■ Job ■
Set the data down again, exactly as it reads, but without the pictures.

— begin Dataset extract —

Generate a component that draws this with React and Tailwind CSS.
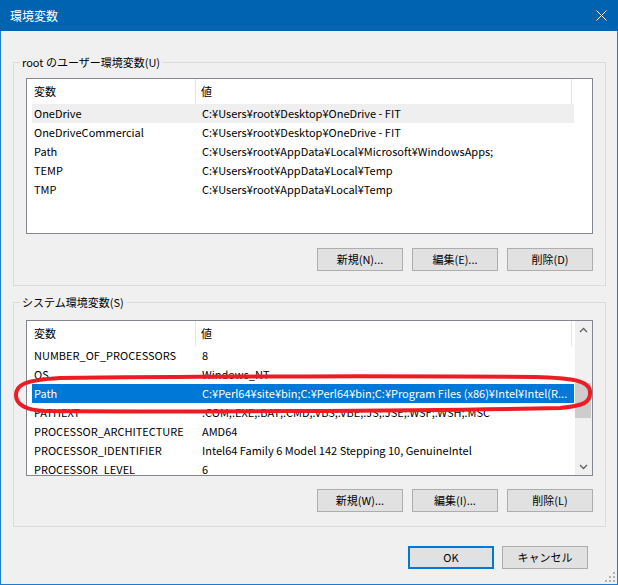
import React from 'react'

const userVars = [
  ['OneDrive', 'C:¥Users¥root¥Desktop¥OneDrive - FIT'],
  ['OneDriveCommercial', 'C:¥Users¥root¥Desktop¥OneDrive - FIT'],
  ['Path', 'C:¥Users¥root¥AppData¥Local¥Microsoft¥WindowsApps;'],
  ['TEMP', 'C:¥Users¥root¥AppData¥Local¥Temp'],
  ['TMP', 'C:¥Users¥root¥AppData¥Local¥Temp'],
]

const systemVars = [
  ['NUMBER_OF_PROCESSORS', '8'],
  ['OS', 'Windows_NT'],
  ['Path', 'C:¥Perl64¥site¥bin;C:¥Perl64¥bin;C:¥Program Files (x86)¥Intel¥Intel(R...'],
  ['PATHEXT', '.COM;.EXE;.BAT;.CMD;.VBS;.VBE;.JS;.JSE;.WSF;.WSH;.MSC'],
  ['PROCESSOR_ARCHITECTURE', 'AMD64'],
  ['PROCESSOR_IDENTIFIER', 'Intel64 Family 6 Model 142 Stepping 10, GenuineIntel'],
  ['PROCESSOR_LEVEL', '6'],
]

function Btn({ children, primary }) {
  return (
    <button
      className={
        primary
          ? 'w-[86px] h-[23px] bg-[#e1e1e1] border-2 border-[#0078d7] text-[11px] leading-none text-black'
          : 'w-[86px] h-[23px] bg-[#e1e1e1] border border-[#adadad] text-[11px] leading-none text-black'
      }
    >
      {children}
    </button>
  )
}

function Header() {
  return (
    <div className="flex h-[25px] bg-white text-[11px] leading-[25px] shrink-0">
      <div className="w-[169px] pl-[7px] border-r border-[#e5e5e5]">変数</div>
      <div className="w-[376px] pl-[5px] border-r border-[#e5e5e5]">値</div>
    </div>
  )
}

function Row({ name, value, state }) {
  let cls = 'flex shrink-0 ml-[5px] w-[542px] h-[19px] leading-[19px] text-[11px] whitespace-nowrap overflow-hidden'
  if (state === 'sel') cls += ' bg-[#0078d7] text-white'
  else if (state === 'hover') cls += ' bg-[#efefef] text-black'
  else cls += ' text-black'
  return (
    <div className={cls}>
      <div className="w-[170px] pl-[2px] shrink-0">{name}</div>
      <div className="overflow-hidden">{value}</div>
    </div>
  )
}

function ScrollBar() {
  return (
    <div className="w-[17px] bg-[#f0f0f0] flex flex-col shrink-0">
      <div className="h-[17px] flex items-center justify-center">
        <svg width="9" height="6" viewBox="0 0 9 6">
          <path d="M1 5 L4.5 1.5 L8 5" fill="none" stroke="#606060" strokeWidth="1.3" />
        </svg>
      </div>
      <div className="flex-1">
        <div className="mt-[45px] h-[35px] mr-[1px] bg-[#cdcdcd]" />
      </div>
      <div className="h-[17px] flex items-center justify-center">
        <svg width="9" height="6" viewBox="0 0 9 6">
          <path d="M1 1 L4.5 4.5 L8 1" fill="none" stroke="#606060" strokeWidth="1.3" />
        </svg>
      </div>
    </div>
  )
}

export default function App() {
  const font = { fontFamily: '"Noto Sans CJK JP", "Noto Sans", sans-serif' }
  return (
    <div className="relative w-[618px] h-[585px] bg-[#f0f0f0] text-black" style={font}>
      {/* title bar */}
      <div className="h-[31px] bg-[#0063b1] flex items-center justify-between pl-[10px] pr-[11px]">
        <span className="text-white text-[12px]">環境変数</span>
        <svg width="11" height="11" viewBox="0 0 11 11">
          <path d="M0.5 0.5 L10.5 10.5 M10.5 0.5 L0.5 10.5" stroke="#fff" strokeWidth="1" />
        </svg>
      </div>

      <div className="h-[554px] border-x border-b border-[#1c7bd0] pt-[23px]">
        {/* user vars */}
        <fieldset className="ml-[12px] w-[593px] border border-[#dcdcdc] p-0 pb-[14px]">
          <legend className="ml-[6px] px-[2px] text-[11px] leading-[16px]">root のユーザー環境変数(U)</legend>
          <div className="mt-[8px] ml-[12px] w-[567px] h-[156px] border border-[#828790] bg-white overflow-hidden">
            <Header />
            {userVars.map(([n, v], i) => (
              <Row key={n} name={n} value={v} state={i === 0 ? 'hover' : ''} />
            ))}
          </div>
          <div className="mt-[14px] pr-[12px] flex justify-end gap-[9px]">
            <Btn>新規(N)...</Btn>
            <Btn>編集(E)...</Btn>
            <Btn>削除(D)</Btn>
          </div>
        </fieldset>

        {/* system vars */}
        <fieldset className="mt-[8px] ml-[12px] w-[593px] border border-[#dcdcdc] p-0 pb-[14px]">
          <legend className="ml-[6px] px-[2px] text-[11px] leading-[16px]">システム環境変数(S)</legend>
          <div className="mt-[10px] ml-[12px] w-[567px] h-[156px] border border-[#828790] bg-white overflow-hidden flex">
            <div className="flex-1 flex flex-col overflow-hidden">
              <Header />
              {systemVars.map(([n, v]) => (
                <Row key={n} name={n} value={v} state={n === 'Path' ? 'sel' : ''} />
              ))}
            </div>
            <ScrollBar />
          </div>
          <div className="mt-[13px] pr-[12px] flex justify-end gap-[9px]">
            <Btn>新規(W)...</Btn>
            <Btn>編集(I)...</Btn>
            <Btn>削除(L)</Btn>
          </div>
        </fieldset>

        <div className="mt-[19px] mr-[29px] flex justify-end gap-[8px]">
          <Btn primary>OK</Btn>
          <Btn>キャンセル</Btn>
        </div>
      </div>

      {/* size grip */}
      <svg className="absolute right-[3px] bottom-[3px]" width="10" height="10" viewBox="0 0 10 10">
        <g fill="#b4b4b4">
          <rect x="8" y="0" width="2" height="2" />
          <rect x="4" y="4" width="2" height="2" />
          <rect x="8" y="4" width="2" height="2" />
          <rect x="0" y="8" width="2" height="2" />
          <rect x="4" y="8" width="2" height="2" />
          <rect x="8" y="8" width="2" height="2" />
        </g>
      </svg>

      {/* red marker around the selected Path row */}
      <svg className="absolute left-0 top-0 pointer-events-none" width="618" height="585" viewBox="0 0 618 585">
        <path
          d="M60 378 C200 376 420 376 535 377 C570 378 590 380 590 392 C591 403 582 406 560 408 C420 411 160 412 45 411 C24 410 16 404 16 395 C16 385 24 380 60 378 Z"
          fill="none"
          stroke="#ed1c24"
          strokeWidth="4"
        />
      </svg>
    </div>
  )
}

— end Dataset extract —

■ Completed exercise ■
Generate a component that draws this with React and Tailwind CSS.
import React from 'react'

const userVars = [
  ['OneDrive', 'C:¥Users¥root¥Desktop¥OneDrive - FIT'],
  ['OneDriveCommercial', 'C:¥Users¥root¥Desktop¥OneDrive - FIT'],
  ['Path', 'C:¥Users¥root¥AppData¥Local¥Microsoft¥WindowsApps;'],
  ['TEMP', 'C:¥Users¥root¥AppData¥Local¥Temp'],
  ['TMP', 'C:¥Users¥root¥AppData¥Local¥Temp'],
]

const systemVars = [
  ['NUMBER_OF_PROCESSORS', '8'],
  ['OS', 'Windows_NT'],
  ['Path', 'C:¥Perl64¥site¥bin;C:¥Perl64¥bin;C:¥Program Files (x86)¥Intel¥Intel(R...'],
  ['PATHEXT', '.COM;.EXE;.BAT;.CMD;.VBS;.VBE;.JS;.JSE;.WSF;.WSH;.MSC'],
  ['PROCESSOR_ARCHITECTURE', 'AMD64'],
  ['PROCESSOR_IDENTIFIER', 'Intel64 Family 6 Model 142 Stepping 10, GenuineIntel'],
  ['PROCESSOR_LEVEL', '6'],
]

function Btn({ children, primary }) {
  return (
    <button
      className={
        primary
          ? 'w-[86px] h-[23px] bg-[#e1e1e1] border-2 border-[#0078d7] text-[11px] leading-none text-black'
          : 'w-[86px] h-[23px] bg-[#e1e1e1] border border-[#adadad] text-[11px] leading-none text-black'
      }
    >
      {children}
    </button>
  )
}

function Header() {
  return (
    <div className="flex h-[25px] bg-white text-[11px] leading-[25px] shrink-0">
      <div className="w-[169px] pl-[7px] border-r border-[#e5e5e5]">変数</div>
      <div className="w-[376px] pl-[5px] border-r border-[#e5e5e5]">値</div>
    </div>
  )
}

function Row({ name, value, state }) {
  let cls = 'flex shrink-0 ml-[5px] w-[542px] h-[19px] leading-[19px] text-[11px] whitespace-nowrap overflow-hidden'
  if (state === 'sel') cls += ' bg-[#0078d7] text-white'
  else if (state === 'hover') cls += ' bg-[#efefef] text-black'
  else cls += ' text-black'
  return (
    <div className={cls}>
      <div className="w-[170px] pl-[2px] shrink-0">{name}</div>
      <div className="overflow-hidden">{value}</div>
    </div>
  )
}

function ScrollBar() {
  return (
    <div className="w-[17px] bg-[#f0f0f0] flex flex-col shrink-0">
      <div className="h-[17px] flex items-center justify-center">
        <svg width="9" height="6" viewBox="0 0 9 6">
          <path d="M1 5 L4.5 1.5 L8 5" fill="none" stroke="#606060" strokeWidth="1.3" />
        </svg>
      </div>
      <div className="flex-1">
        <div className="mt-[45px] h-[35px] mr-[1px] bg-[#cdcdcd]" />
      </div>
      <div className="h-[17px] flex items-center justify-center">
        <svg width="9" height="6" viewBox="0 0 9 6">
          <path d="M1 1 L4.5 4.5 L8 1" fill="none" stroke="#606060" strokeWidth="1.3" />
        </svg>
      </div>
    </div>
  )
}

export default function App() {
  const font = { fontFamily: '"Noto Sans CJK JP", "Noto Sans", sans-serif' }
  return (
    <div className="relative w-[618px] h-[585px] bg-[#f0f0f0] text-black" style={font}>
      {/* title bar */}
      <div className="h-[31px] bg-[#0063b1] flex items-center justify-between pl-[10px] pr-[11px]">
        <span className="text-white text-[12px]">環境変数</span>
        <svg width="11" height="11" viewBox="0 0 11 11">
          <path d="M0.5 0.5 L10.5 10.5 M10.5 0.5 L0.5 10.5" stroke="#fff" strokeWidth="1" />
        </svg>
      </div>

      <div className="h-[554px] border-x border-b border-[#1c7bd0] pt-[23px]">
        {/* user vars */}
        <fieldset className="ml-[12px] w-[593px] border border-[#dcdcdc] p-0 pb-[14px]">
          <legend className="ml-[6px] px-[2px] text-[11px] leading-[16px]">root のユーザー環境変数(U)</legend>
          <div className="mt-[8px] ml-[12px] w-[567px] h-[156px] border border-[#828790] bg-white overflow-hidden">
            <Header />
            {userVars.map(([n, v], i) => (
              <Row key={n} name={n} value={v} state={i === 0 ? 'hover' : ''} />
            ))}
          </div>
          <div className="mt-[14px] pr-[12px] flex justify-end gap-[9px]">
            <Btn>新規(N)...</Btn>
            <Btn>編集(E)...</Btn>
            <Btn>削除(D)</Btn>
          </div>
        </fieldset>

        {/* system vars */}
        <fieldset className="mt-[8px] ml-[12px] w-[593px] border border-[#dcdcdc] p-0 pb-[14px]">
          <legend className="ml-[6px] px-[2px] text-[11px] leading-[16px]">システム環境変数(S)</legend>
          <div className="mt-[10px] ml-[12px] w-[567px] h-[156px] border border-[#828790] bg-white overflow-hidden flex">
            <div className="flex-1 flex flex-col overflow-hidden">
              <Header />
              {systemVars.map(([n, v]) => (
                <Row key={n} name={n} value={v} state={n === 'Path' ? 'sel' : ''} />
              ))}
            </div>
            <ScrollBar />
          </div>
          <div className="mt-[13px] pr-[12px] flex justify-end gap-[9px]">
            <Btn>新規(W)...</Btn>
            <Btn>編集(I)...</Btn>
            <Btn>削除(L)</Btn>
          </div>
        </fieldset>

        <div className="mt-[19px] mr-[29px] flex justify-end gap-[8px]">
          <Btn primary>OK</Btn>
          <Btn>キャンセル</Btn>
        </div>
      </div>

      {/* size grip */}
      <svg className="absolute right-[3px] bottom-[3px]" width="10" height="10" viewBox="0 0 10 10">
        <g fill="#b4b4b4">
          <rect x="8" y="0" width="2" height="2" />
          <rect x="4" y="4" width="2" height="2" />
          <rect x="8" y="4" width="2" height="2" />
          <rect x="0" y="8" width="2" height="2" />
          <rect x="4" y="8" width="2" height="2" />
          <rect x="8" y="8" width="2" height="2" />
        </g>
      </svg>

      {/* red marker around the selected Path row */}
      <svg className="absolute left-0 top-0 pointer-events-none" width="618" height="585" viewBox="0 0 618 585">
        <path
          d="M60 378 C200 376 420 376 535 377 C570 378 590 380 590 392 C591 403 582 406 560 408 C420 411 160 412 45 411 C24 410 16 404 16 395 C16 385 24 380 60 378 Z"
          fill="none"
          stroke="#ed1c24"
          strokeWidth="4"
        />
      </svg>
    </div>
  )
}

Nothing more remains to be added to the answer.